DO THIS
The line holding "TeX Gyre', 'DejaVu" is the last one to output; start at the first line of the data, keep every line in between exactly, and leave out pictures.

DATASET CONTENT
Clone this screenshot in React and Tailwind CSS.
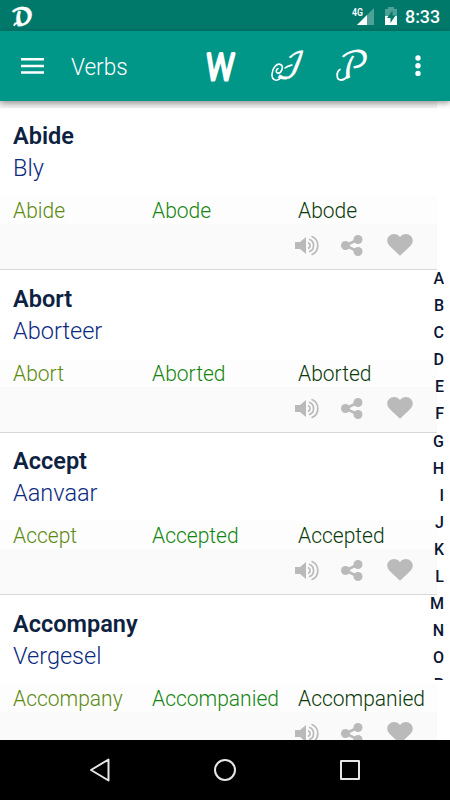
const verbs = [
  { word: "Abide", translation: "Bly", forms: ["Abide", "Abode", "Abode"] },
  { word: "Abort", translation: "Aborteer", forms: ["Abort", "Aborted", "Aborted"] },
  { word: "Accept", translation: "Aanvaar", forms: ["Accept", "Accepted", "Accepted"] },
  { word: "Accompany", translation: "Vergesel", forms: ["Accompany", "Accompanied", "Accompanied"] },
];

const letters = ["A", "B", "C", "D", "E", "F", "G", "H", "I", "J", "K", "L", "M", "N", "O", "P"];

const script = "'DejaVu Math TeX Gyre', 'DejaVu Serif', serif";

function StatusBar() {
  return (
    <div className="flex h-[31px] shrink-0 items-center bg-[#00796b] pl-[12px] pr-[10px] text-white">
      <svg className="overflow-visible" width="22" height="22" viewBox="0 0 22 22">
        <text transform="translate(1.500 19.500) scale(0.940 1) skewX(14)" fontSize="23" fill="white" stroke="white" strokeWidth="0.300" fontFamily={script}>𝓓</text>
        <path d="M9.500 19C7 17.500 3 17.500 2.300 20" fill="none" stroke="white" strokeWidth="2" strokeLinecap="round" />
      </svg>
      <svg className="ml-auto" width="24" height="22" viewBox="0 0 24 22">
        <path d="M23 3v17H6z" fill="#4da197" />
        <path d="M16 10v10H6z" fill="white" />
        <rect x="0" y="2" width="11" height="9" fill="#00796b" />
        <text x="1" y="10.500" fontSize="11" fontWeight="600" fill="white" textLength="11" lengthAdjust="spacingAndGlyphs" fontFamily="Roboto, sans-serif">4G</text>
      </svg>
      <svg className="ml-[9px]" width="14" height="20" viewBox="0 0 14 20">
        <path d="M4 1h6v2h3v8H1V3h3z" fill="#4da197" />
        <path d="M1 10h12v9H1z" fill="white" />
        <path d="M8.500 4.500 3 12h3.500v5L11.500 9.500H8.500z" fill="#00796b" />
      </svg>
      <span className="ml-[7px] -mr-[2px] origin-left scale-x-[0.94] pt-[1px] text-[19px] font-medium leading-none">8:33</span>
    </div>
  );
}

function Toolbar() {
  return (
    <header className="z-10 flex h-[70px] shrink-0 items-center bg-[#009688] pl-[21px] text-white shadow-[0_2px_6px_rgba(0,0,0,0.4)]">
      <svg width="23" height="16" viewBox="0 0 23 16" fill="white">
        <path d="M0 0h23v2.500H0zM0 6.700h23v2.500H0zM0 13.300h23v2.500H0z" />
      </svg>
      <h1 className="ml-[27px] w-[125px] origin-left scale-x-[0.94] pt-[2px] text-[24px] font-light">Verbs</h1>
      <svg className="ml-[9px] overflow-visible" width="32" height="34" viewBox="0 0 32 34">
        <text transform="translate(0.500 30.500) skewX(-3)" fontSize="37" fontWeight="300" fill="white" stroke="white" strokeWidth="3.200" strokeLinejoin="round" textLength="28" lengthAdjust="spacingAndGlyphs" fontFamily="Roboto, sans-serif">W</text>
      </svg>
      <svg className="ml-[33px] overflow-visible" width="34" height="34" viewBox="0 0 34 34">
        <text transform="translate(5 29) skewX(-10)" fontSize="36" fill="white" stroke="white" strokeWidth="0.300" fontFamily={script}>ℐ</text>
        <path d="M11 28.500C7 33.500 1.500 31 2 25C2.500 18.500 7 14 10.500 15.500C14.500 17.500 11 25 7.500 24C5.500 23.300 6 20.500 8 19.500M15 19C17.500 17 20 16.500 22 16" fill="none" stroke="white" strokeWidth="1.600" strokeLinecap="round" />
      </svg>
      <svg className="ml-[31px] overflow-visible" width="34" height="34" viewBox="0 0 34 34">
        <text transform="translate(4 29) scale(0.980 1)" fontSize="37" fill="white" fontFamily={script}>𝒫</text>
        <path d="M12 27.500C9 32 2.500 32.500 2.200 27C2 24 3.200 21.500 5 20.500" fill="none" stroke="white" strokeWidth="1.800" strokeLinecap="round" />
      </svg>
      <svg className="ml-auto mr-[29px]" width="6" height="22" viewBox="0 0 6 22" fill="white">
        <circle cx="3" cy="3" r="2.700" />
        <circle cx="3" cy="10.700" r="2.700" />
        <circle cx="3" cy="18.400" r="2.700" />
      </svg>
    </header>
  );
}

function Actions() {
  return (
    <div className="flex h-[45px] bg-[#fafafa] pl-[294px] pt-[8px]">
      <svg width="26" height="26" viewBox="0 0 26 26" fill="none" stroke="#bababa" strokeWidth="1.700">
        <path d="M1 10h5l6-5v17l-6-5H1z" fill="#bababa" stroke="none" />
        <path d="M14 10.500a3.200 3.200 0 0 1 0 6M15 7.300a6.500 6.500 0 0 1 0 12.400M17.500 4.200a10 10 0 0 1 0 18.600" />
      </svg>
      <svg className="ml-[20px]" width="24" height="26" viewBox="0 0 24 26" fill="#bababa">
        <path d="M18 7.500 5.500 13.500 18 19.500" fill="none" stroke="#bababa" strokeWidth="2.600" />
        <circle cx="18" cy="7.500" r="4.500" />
        <circle cx="5.500" cy="13.500" r="4.500" />
        <circle cx="18" cy="19.500" r="4.500" />
      </svg>
      <svg className="ml-[22px]" width="28" height="26" viewBox="0 0 28 26">
        <path d="M14 23.700 3.700 14C-1.500 8.700 2.300 2 8 2c2.400 0 4.600 1.100 6 3 1.400-1.900 3.600-3 6-3 5.700 0 9.500 6.700 4.300 12z" fill="#bababa" />
      </svg>
    </div>
  );
}

function VerbRow({ verb }) {
  return (
    <li className="h-[162.6px] shrink-0 border-b border-[#d8d8d8] bg-white">
      <div className="h-[88.600px] pl-[12.500px] pt-[12.500px]">
        <h2 className="origin-left scale-x-[0.98] text-[24px] font-semibold leading-[32px] text-[#0d2240]">{verb.word}</h2>
        <p className="origin-left scale-x-[0.98] text-[24px] font-light leading-[32px] text-[#0b2a80]">{verb.translation}</p>
      </div>
      <div className="flex h-[28px] bg-[#fdfdfd] pl-[12.500px] text-[22px] font-light leading-[29px]">
        <span className="w-[139.500px] origin-left scale-x-[0.955] text-[#5c8a10]">{verb.forms[0]}</span>
        <span className="w-[146px] origin-left scale-x-[0.955] text-[#148510]">{verb.forms[1]}</span>
        <span className="origin-left scale-x-[0.955] text-[#0a3a0a]">{verb.forms[2]}</span>
      </div>
      <Actions />
    </li>
  );
}

function NavBar() {
  return (
    <nav className="flex h-[60px] shrink-0 items-center justify-center gap-[101px] bg-black">
      <svg width="24" height="26" viewBox="0 0 24 26" fill="none" stroke="#e6e6e6" strokeWidth="2" strokeLinejoin="round">
        <path d="M20.500 2.500v21L3 13z" />
      </svg>
      <svg width="24" height="24" viewBox="0 0 24 24" fill="none" stroke="#e6e6e6" strokeWidth="2">
        <circle cx="12" cy="12" r="10" />
      </svg>
      <svg width="24" height="24" viewBox="0 0 24 24" fill="none" stroke="#e6e6e6" strokeWidth="2" strokeLinejoin="round">
        <rect x="3" y="3" width="18" height="18" />
      </svg>
    </nav>
  );
}

export default function App() {
  return (
    <div className="flex h-[800px] w-[450px] flex-col overflow-hidden bg-white font-[Roboto,sans-serif]">
      <StatusBar />
      <Toolbar />
      <main className="flex min-h-0 flex-1 overflow-hidden">
        <ul className="flex w-[437px] shrink-0 flex-col bg-[#f1f1f1] pt-[6.500px]">
          {verbs.map((verb) => (
            <VerbRow key={verb.word} verb={verb} />
          ))}
        </ul>
        <div className="-ml-[14px] mt-[164px] flex h-[415px] w-[21px] shrink-0 flex-col overflow-hidden text-right text-[16px] font-medium text-[#0a1533]">
          {letters.map((letter) => (
            <span key={letter} className="h-[27.100px] shrink-0 leading-[27px]">{letter}</span>
          ))}
        </div>
      </main>
      <NavBar />
    </div>
  );
}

OUTPUT FOR THIS EXERCISE
Clone this screenshot in React and Tailwind CSS.
const verbs = [
  { word: "Abide", translation: "Bly", forms: ["Abide", "Abode", "Abode"] },
  { word: "Abort", translation: "Aborteer", forms: ["Abort", "Aborted", "Aborted"] },
  { word: "Accept", translation: "Aanvaar", forms: ["Accept", "Accepted", "Accepted"] },
  { word: "Accompany", translation: "Vergesel", forms: ["Accompany", "Accompanied", "Accompanied"] },
];

const letters = ["A", "B", "C", "D", "E", "F", "G", "H", "I", "J", "K", "L", "M", "N", "O", "P"];

const script = "'DejaVu Math TeX Gyre', 'DejaVu Serif', serif";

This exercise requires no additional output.